Promulgada em setembro do ano passado, após ter sido foco de tensão entre o Executivo e o Congresso Nacional, a lei do abuso de autoridade entrou em vigor e provoca mudanças importantes no curso de processos penais e investigações pelo país. A medida gera impacto imediato na conduta de juízes, do Ministério Público e da polícia. Os principais pontos da nova lei se baseiam em experiências que resultaram de ações da operação Lava-Jato, e embora não deva afetar os processos que já foram julgados, tem potencial para mudar decisões judiciais tomadas a partir de agora.
Em seus principais trechos, a legislação prevê punição para magistrados que decretarem prisões sem fundamento legal e impede o bloqueio de bens e valores “exorbitantemente” acima do que o criminoso pode ter desviado. Somada ao pacote anticrime, que introduz outras alterações no processo penal e começa a valer no final deste mês, a lei do abuso de autoridade faz parte de uma série de mudanças na lei penal aprovadas pelo Legislativo.
O artigo 9 da nova lei prevê prisão de um a quatro anos para o juiz que “decretar medida de privação da liberdade em manifesta desconformidade com as hipóteses legais”. A mesma pena está prevista para o juíz que deixar de “deferir liminar ou ordem de habeas corpus, quando manifestamente cabível”. Ou seja, poderá ir para a cadeia o magistrado que não conceder a liberdade para o preso que tiver esse direito.

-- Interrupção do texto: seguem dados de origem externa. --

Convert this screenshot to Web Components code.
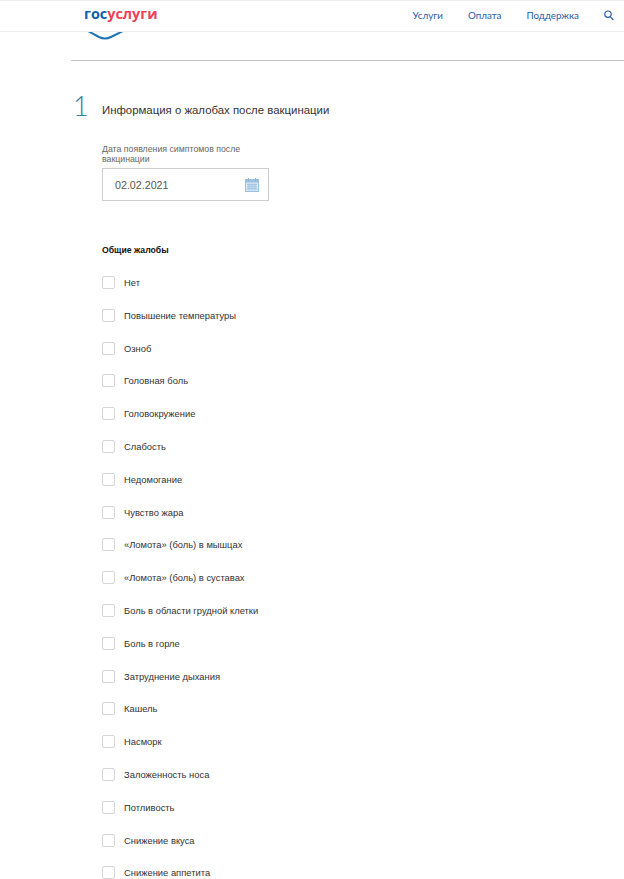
<!DOCTYPE html>
<html lang="ru"><head><meta charset="utf-8"><title>Жалобы</title>
<style>
html,body{margin:0;padding:0;background:#fff;height:879px;overflow:hidden;font-family:"Liberation Sans",Arial,sans-serif}
</style></head><body>
<gu-header></gu-header>
<gu-form></gu-form>
<script>
class GuHeader extends HTMLElement{constructor(){super();this.attachShadow({mode:'open'}).innerHTML=`<style>
:host{display:flex;height:32px;box-sizing:border-box;border-top:1px solid #eee;border-bottom:1px solid #ededed;align-items:center;background:#fff;position:relative;z-index:1;font-family:Lato,"Liberation Sans",sans-serif}
.logo{margin-left:84px;font:700 14.4px/1 "Open Sans","Liberation Sans",sans-serif;color:#ee3f58;margin-top:-3px}
.logo b{color:#0b62a8;font-weight:700}
nav{margin-left:auto;display:flex;align-items:center;gap:25px;font-size:9.8px;color:#2a5da8;margin-right:10px;margin-top:-2px}
svg{display:block}
</style><div class="logo"><b>гос</b>услуги</div><nav><span>Услуги</span><span>Оплата</span><span>Поддержка</span><svg width="10" height="11" viewBox="0 0 10 11" fill="none" stroke="#2a5da8" stroke-width="1.2"><circle cx="4" cy="4.2" r="3.2"/><path d="M6.4 6.8 9.4 10"/></svg></nav>`}}
class GuCheck extends HTMLElement{constructor(){super();this.attachShadow({mode:'open'}).innerHTML=`<style>
:host{display:flex;align-items:center;height:13px;font-size:9.4px;color:#333}
i{width:13px;height:13px;box-sizing:border-box;border:1px solid #d5d5d5;border-radius:2px;background:#fff;margin-right:9px;flex:none}
</style><i></i><slot></slot>`}}
class GuForm extends HTMLElement{constructor(){super();const items=["Нет","Повышение температуры","Озноб","Головная боль","Головокружение","Слабость","Недомогание","Чувство жара","«Ломота» (боль) в мышцах","«Ломота» (боль) в суставах","Боль в области грудной клетки","Боль в горле","Затруднение дыхания","Кашель","Насморк","Заложенность носа","Потливость","Снижение вкуса","Снижение аппетита"];
this.attachShadow({mode:'open'}).innerHTML=`<style>
:host{display:block;margin-left:71px;position:relative;font-family:"Liberation Sans",Arial,sans-serif}
.top{height:28px;border-bottom:1px solid #c4c4c4;overflow:hidden}
.top svg{display:block;margin:0 0 0 15px}
.sec{display:flex;margin-top:33px;height:31px}
.n{width:31px;font:300 27px/24px Lato,"Liberation Sans",sans-serif;color:#2e7f9f;padding-left:2px;box-sizing:border-box}
h2{margin:8px 0 0;font:400 11.4px/16px "Liberation Sans",sans-serif;color:#333}
.body{margin-left:31px}
label{display:block;margin-top:20px;font-size:8.75px;line-height:9.5px;color:#666;width:160px}
.inp{width:167px;height:33px;box-sizing:border-box;border:1px solid #ccc;margin-top:4px;display:flex;align-items:center;justify-content:space-between;padding:0 9px 0 12px;font-size:10.7px;color:#555}
h3{margin:43px 0 0;font:700 8.7px/12px "Liberation Sans",sans-serif;color:#111}
.list{display:flex;flex-direction:column;gap:19.8px;margin-top:20px}
</style><div class="top"><svg width="44" height="11" viewBox="0 0 44 11" fill="none" stroke="#1d74b5" stroke-width="2"><path d="M2 -1 13 5Q19 8 25 5L37 -1"/></svg></div>
<div class="sec"><div class="n">1</div><h2>Информация о жалобах после вакцинации</h2></div>
<div class="body"><label>Дата появления симптомов после вакцинации</label>
<div class="inp"><span>02.02.2021</span><svg width="14" height="14" viewBox="0 0 14 14"><rect x=".5" y="1.5" width="13" height="12" fill="#d4e4f3" stroke="#9cc0e0"/><rect x="1" y="2" width="12" height="2.5" fill="#9cc0e0"/><path d="M3.5 0v3M10.5 0v3" stroke="#8fb4d6"/><path d="M2 6.5h10M2 8.500h10M2 10.500h10M4 5.500v7M7 5.500v7M10 5.500v7" stroke="#9cc0e0" stroke-width=".8"/></svg></div>
<h3>Общие жалобы</h3>
<div class="list">${items.map(t=>`<gu-check>${t}</gu-check>`).join('')}</div></div>`}}
customElements.define('gu-check',GuCheck);customElements.define('gu-header',GuHeader);customElements.define('gu-form',GuForm);
</script></body></html>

Grande parte dos artigos prevê garantias que já existiam no ordenamento jurídico brasileiro, mas não eram plenamente respeitadas. Esse é o caso de prerrogativas de advogados. De acordo com a nova legislação, será considerado abuso de autoridade o ato que impede o preso, o réu solto ou o investigado de conversar de forma reservada com seu defensor.
A punição também será aplicada se o agente público impedir o réu de se sentar ao lado do advogado durante a audiência, com exceção para depoimentos prestados por meio de videoconferência. Um dos artigos foi incluído devido à forte influência do caso do ex-presidente Luiz Inácio Lula da Silva. A lei pune quem “decretar a condução coercitiva de testemunha ou investigado manifestamente descabida ou sem prévia intimação de comparecimento ao juízo”.
Lula, que foi conduzido pela Polícia Federal para depor no âmbito da Lava-Jato, reclamou que foi vítima de abuso e perseguição política. Em 2017, o Supremo Tribunal Federal (STF) decidiu que é ilegal a condução coercitiva especificamente para que o depoimento do investigado seja colhido. Mesmo assim, os parlamentares decidiram incluir esse dispositivo no texto.
Condutas O professor Conrado Gontijo, doutor em direito penal pela Universidade de São Paulo (USP), afirma que a mudança na legislação não trará prejuízos a investigações e ao trabalho de juízes, policiais e procuradores que atuam dentro da lei. “Essa lei efetivamente pune, não o agente do Judiciário, do Ministério Público ou policial que atue de forma legítima de suas profissões. A lei, na verdade, discrimina condutas que são inaceitáveis”, afirma.
A nova lei recebeu apoio de muitos advogados e instituições, como a Ordem dos Advogados do Brasil. No entanto, por outro lado, esbarra na resistência de juízes, integrantes do Ministério Público e entidades de classe, a exemplo da Associação dos Delegados da Polícia Federal (ADPF), que entrou com ação no Supremo Tribunal Federal (STF) para anular partes da lei.
Para o deputado Capitão Augusto (PR-SP), presidente da Comissão de Segurança Pública e Combate ao Crime Organizado e coordenador da Frente Parlamentar Mista da Segurança Pública, também conhecida como bancada da bala, a lei de abuso de autoridade é um retrocesso no combate à criminalidade e à corrupção.
“Lamentavelmente, o Congresso deu um péssimo recado à sociedade. E o pior é que a aprovação dessa lei foi uma retaliação do Parlamento contra as investigações da operação Lava-Jato. É uma posição que vai em sentido totalmente contrário a todo o esforço que fizemos contra a corrupção. A partir de agora, policiais, promotores e juízes ficarão inibidos, temerosos em desempenhar suas funções, porque as punições da nova lei são muito rigorosas. Em suma, trata-se de um grande retrocesso”, disse Capitão Augusto.
O projeto que originou a nova lei de abuso de autoridade fez parte do 2º Pacto Republicano, de 2009, proposto pelo ministro Gilmar Mendes, do Supremo, que ocupava a presidência da Corte, e pelo ex-presidente Luiz Inácio Lula da Silva.